New academic research has identified multiple RowHammer attacks against high-performance graphics processing units (GPUs) that can be exploited to escalate privileges and, in some cases, take complete control of the host.
The efforts are codenamed GPUBreach, GDDRHammer, and GeForge.
GPUBreach goes a step further than GPUHammer by demonstrating for the first time that RowHammer bitflips in GPU memory can cause far more than data corruption, enable privilege escalation, and lead to system-wide compromise.
“By corrupting the GPU page table via a GDDR6 bitflip, an unprivileged process can gain read/write access to arbitrary GPU memory and exploit memory safety bugs in NVIDIA drivers that can cascade into full CPU privilege escalation (spawning a root shell),” Gururaj Saileshwar, one of the study authors and an assistant professor at the University of Toronto, said in a post on LinkedIn.
What’s interesting about GPUBreach is that it works without disabling the input/output memory management unit (IOMMU). The IOMMU is a critical hardware component that prevents direct memory access (DMA) attacks and ensures memory security by isolating each peripheral into its own memory space.
“GPUBreach shows that that is not enough. By corrupting trusted driver state within IOMMU-allowed buffers, it triggers kernel-level out-of-bounds writes, completely bypassing IOMMU protections without disabling them,” Saileshwar added. “This has serious implications for cloud AI infrastructure, multi-tenant GPU deployments, and HPC environments.”
RowHammer is a long-standing dynamic random access memory (DRAM) reliability error in which repeated accesses (hammering) to a memory row can cause electrical interference that flips bits in adjacent rows (from 0 to 1m, or vice versa). This breaks the isolation guarantees that are the basis of modern operating systems and sandboxes.
DRAM manufacturers have implemented hardware-level mitigations such as error correction codes (ECC) and target row refresh (TRR) to combat this line of attack.
However, a study published in July 2025 by researchers at the University of Toronto extended the threat to GPUs. GPUHammer, as the name suggests, is the first practical RowHammer attack targeting NVIDIA GPUs using GDDR6 memory. We employ techniques such as multithreaded parallel hammering to overcome architectural challenges inherent in GPUs that were previously insensitive to bit flipping.
Successful exploitation of GPUHammer can reduce the accuracy of machine learning (ML) models by up to 80% when run on GPUs.
GPUBreach extends this approach to use RowHammer to corrupt GPU page tables and achieve privilege escalation, resulting in arbitrary reads/writes on GPU memory. Additionally, the attack revealed that the attack could result in the disclosure of private cryptographic keys from NVIDIA cuPQC, model degradation attacks, and CPU privilege escalation with IOMMU enabled.

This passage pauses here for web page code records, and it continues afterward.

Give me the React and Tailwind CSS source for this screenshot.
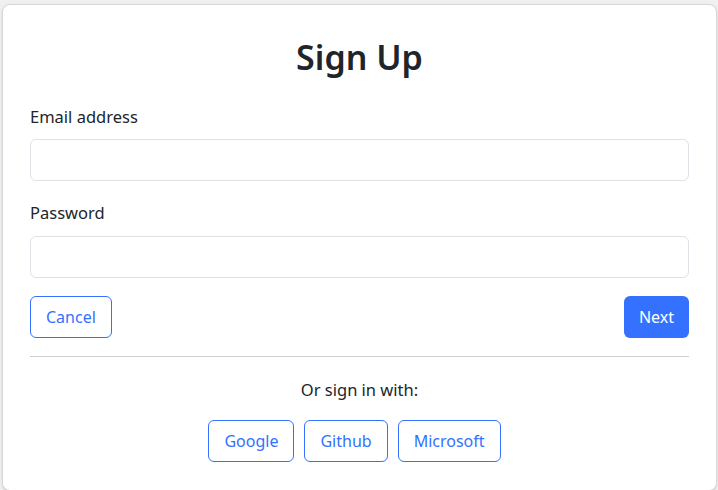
import { useState } from 'react';

const font = { fontFamily: '"Noto Sans", "Open Sans", sans-serif' };

function OutlineButton({ children, className = '' }) {
  return (
    <button
      type="button"
      className={`h-[42px] px-[15px] rounded-[6px] border border-[#3471ff] text-[#3471ff] text-[16px] leading-6 bg-white ${className}`}
    >
      {children}
    </button>
  );
}

export default function App() {
  const [email, setEmail] = useState('');
  const [password, setPassword] = useState('');

  return (
    <div className="w-[718px] h-[490px] overflow-hidden bg-[#f0f0f0] pt-[4px]" style={font}>
      <div className="ml-[2px] mr-[1px] bg-white border border-[#d8d8d8] rounded-[8px] shadow-sm px-[27px] pt-[32px] pb-[28px] text-[#212529]">
        <h2 className="text-center text-[34px] leading-[1.2] font-semibold">Sign Up</h2>

        <form className="mt-[27px]" onSubmit={(e) => e.preventDefault()}>
          <label className="block text-[16.5px] leading-6 mb-[10px]">Email address</label>
          <input
            type="email"
            value={email}
            onChange={(e) => setEmail(e.target.value)}
            className="block w-full h-[42px] px-3 rounded-[6px] border border-[#dee2e6] outline-none"
          />

          <label className="block text-[16.5px] leading-6 mt-[20px] mb-[11px]">Password</label>
          <input
            type="password"
            value={password}
            onChange={(e) => setPassword(e.target.value)}
            className="block w-full h-[42px] px-3 rounded-[6px] border border-[#dee2e6] outline-none"
          />

          <div className="flex justify-between items-center mt-[18px]">
            <OutlineButton>Cancel</OutlineButton>
            <button
              type="submit"
              className="h-[42px] px-[15px] rounded-[6px] bg-[#3471ff] text-white text-[16px] leading-6"
            >
              Next
            </button>
          </div>
        </form>

        <hr className="mt-[18px] border-0 border-t border-[#cfcfcf]" />

        <p className="text-center text-[16.5px] leading-6 mt-[21px]">Or sign in with:</p>

        <div className="flex justify-center mt-[18px]">
          <OutlineButton className="mr-[10px]">Google</OutlineButton>
          <OutlineButton className="mr-[10px]">Github</OutlineButton>
          <OutlineButton className="mr-[10px]">Microsoft</OutlineButton>
        </div>
      </div>
    </div>
  );
}
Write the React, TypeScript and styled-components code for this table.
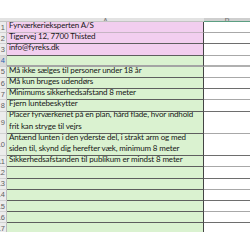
import React from 'react';
import styled, { createGlobalStyle } from 'styled-components';

const ROW_H = 11.2;

const Global = createGlobalStyle`
    html, body {
        margin: 0;
        padding: 0;
        background: #ffffff;
    }
    body {
        font-family: Lato, 'Liberation Sans', sans-serif;
    }
`;

const Page = styled.div`
    width: 250px;
    height: 250px;
    padding-top: 18px;
    box-sizing: border-box;
    overflow: hidden;
`;

const Sheet = styled.div`
    height: 214px;
    overflow: hidden;
`;

const Grid = styled.div`
    display: grid;
    grid-template-columns: 7px 197px 46px;
`;

const HeadCell = styled.div<{ active?: boolean }>`
    height: 3px;
    overflow: hidden;
    display: flex;
    align-items: flex-end;
    justify-content: center;
    background-color: ${(p) => (p.active ? '#cfcfcf' : '#e3e3e3')};
    border-bottom: 1px solid ${(p) => (p.active ? '#5c9f82' : '#c4c4c4')};
    font-size: 8px;
    line-height: 8px;
    color: #777;
    span {
        margin-bottom: -4px;
    }
`;

const RowHead = styled.div<{ lines: number; active?: boolean }>`
    height: ${(p) => p.lines * ROW_H}px;
    box-sizing: border-box;
    overflow: hidden;
    display: flex;
    align-items: center;
    justify-content: flex-end;
    padding-right: 1px;
    background-color: ${(p) => (p.active ? '#d9d9d9' : '#ececec')};
    border-right: 1px solid #bdbdbd;
    border-bottom: 1px solid #d2d2d2;
    font-family: 'Liberation Sans', sans-serif;
    font-size: 7.5px;
    color: ${(p) => (p.active ? '#2a64b0' : '#5f5f5f')};
    white-space: nowrap;
`;

const Cell = styled.div<{ lines: number; fill: 'pink' | 'green'; soft?: boolean; thick?: boolean }>`
    height: ${(p) => p.lines * ROW_H}px;
    box-sizing: border-box;
    padding: 0 0 1px 2px;
    display: flex;
    flex-direction: column;
    justify-content: flex-end;
    background-color: ${(p) => (p.fill === 'pink' ? '#f2ceef' : '#daf2d0')};
    border-right: 1px solid #444444;
    border-bottom: ${(p) => (p.thick ? '2px solid #a4a4a4' : `1px solid ${p.soft ? '#c6b4c3' : '#5e5e5e'}`)};
    font-size: 8px;
    letter-spacing: -0.13px;
    line-height: ${ROW_H}px;
    color: #161616;
    white-space: nowrap;
    overflow: hidden;
`;

const EmptyCell = styled.div<{ lines: number; dark?: boolean; thick?: boolean }>`
    height: ${(p) => p.lines * ROW_H}px;
    box-sizing: border-box;
    background-color: #ffffff;
    border-bottom: ${(p) => (p.thick ? '2px solid #b0b0b0' : `1px solid ${p.dark ? '#6e6e6e' : '#a8a8a8'}`)};
`;

type Row = {
    text: string[];
    fill: 'pink' | 'green';
};

const rows: Row[] = [
    { text: ['Fyrværkerieksperten A/S'], fill: 'pink' },
    { text: ['Tigervej 12, 7700 Thisted'], fill: 'pink' },
    { text: ['info@fyreks.dk'], fill: 'pink' },
    { text: [], fill: 'green' },
    { text: ['Må ikke sælges til personer under 18 år'], fill: 'green' },
    { text: ['Må kun bruges udendørs'], fill: 'green' },
    { text: ['Minimums sikkerhedsafstand 8 meter'], fill: 'green' },
    { text: ['Fjern luntebeskytter'], fill: 'green' },
    {
        text: ['Placer fyrværkeriet på en plan, hård flade, hvor indhold', 'frit kan stryge til vejrs'],
        fill: 'green',
    },
    {
        text: ['Antænd lunten i den yderste del, i strakt arm og med', 'siden til, skynd dig herefter væk, minimum 8 meter'],
        fill: 'green',
    },
    { text: ['Sikkerhedsafstanden til publikum er mindst 8 meter'], fill: 'green' },
    { text: [], fill: 'green' },
    { text: [], fill: 'green' },
    { text: [], fill: 'green' },
    { text: [], fill: 'green' },
    { text: [], fill: 'green' },
    { text: [], fill: 'green' },
];

const App: React.FC = () => {
    return (
        <Page>
            <Global />
            <Sheet>
                <Grid>
                    <HeadCell />
                    <HeadCell>
                        <span>A</span>
                    </HeadCell>
                    <HeadCell active>
                        <span>B</span>
                    </HeadCell>
                    {rows.map((row, i) => {
                        const lines = Math.max(1, row.text.length);
                        return (
                            <React.Fragment key={i}>
                                <RowHead lines={lines} active={i === 3}>
                                    {i + 1}
                                </RowHead>
                                <Cell lines={lines} fill={row.fill} soft={i === 0} thick={i === 3}>
                                    {row.text.map((line) => (
                                        <div key={line}>{line}</div>
                                    ))}
                                </Cell>
                                <EmptyCell lines={lines} dark={i % 2 === 1} thick={i === 3} />
                            </React.Fragment>
                        );
                    })}
                </Grid>
            </Sheet>
        </Page>
    );
};

export default App;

“A compromised GPU issues DMA (using the PTE’s aperture bit) to an area of CPU memory (the GPU driver’s own buffer) that the IOMMU allows,” the researchers said. “By corrupting the state of this trusted driver, the attack triggers a memory safety bug in the NVIDIA kernel driver to obtain arbitrary kernel write primitives, which are then used to generate a root shell.”
This GPUBreach disclosure comes at the same time as two other concurrent efforts, GDDRHammer and GeForge, that revolve around GPU page table corruption by GDDR6 RowHammer and facilitate privilege escalation on the GPU side. Similar to GPUBreach, both techniques can be used to obtain arbitrary read/write access to CPU memory.
What sets GPUBreach apart is that it also allows full escalation of CPU privileges, making it a more powerful attack. Specifically, GeForge requires IOMMU to be disabled to work, while GDDRHammer modifies the aperture field of GPU page table entries to allow unprivileged CUDA kernels to read and write all of the host CPU’s memory.
“One of the main differences is that GDDRHammer utilizes the final level page table (PT) and GeForge utilizes the final level page directory (PD0),” said the team that helped utilize the two GPU memories. “However, both works can achieve the same goal of hijacking GPU page table translations to gain read/write access to GPU and host memory.”
One temporary mitigation to address these attacks is to enable ECC on the GPU. However, it is worth noting that RowHammer attacks such as ECCploit and ECC.fail have been found to overcome this countermeasure.
“However, if the attack pattern induces two or more bit flips (which has been shown to be viable on DDR4 and DDR5 systems), existing ECC cannot fix these and may even cause silent data corruption. Therefore, ECC is not a reliable mitigation against GPUBreach,” the researchers said. “For desktop or laptop GPUs where ECC is not currently available, there are no known mitigations to our knowledge.”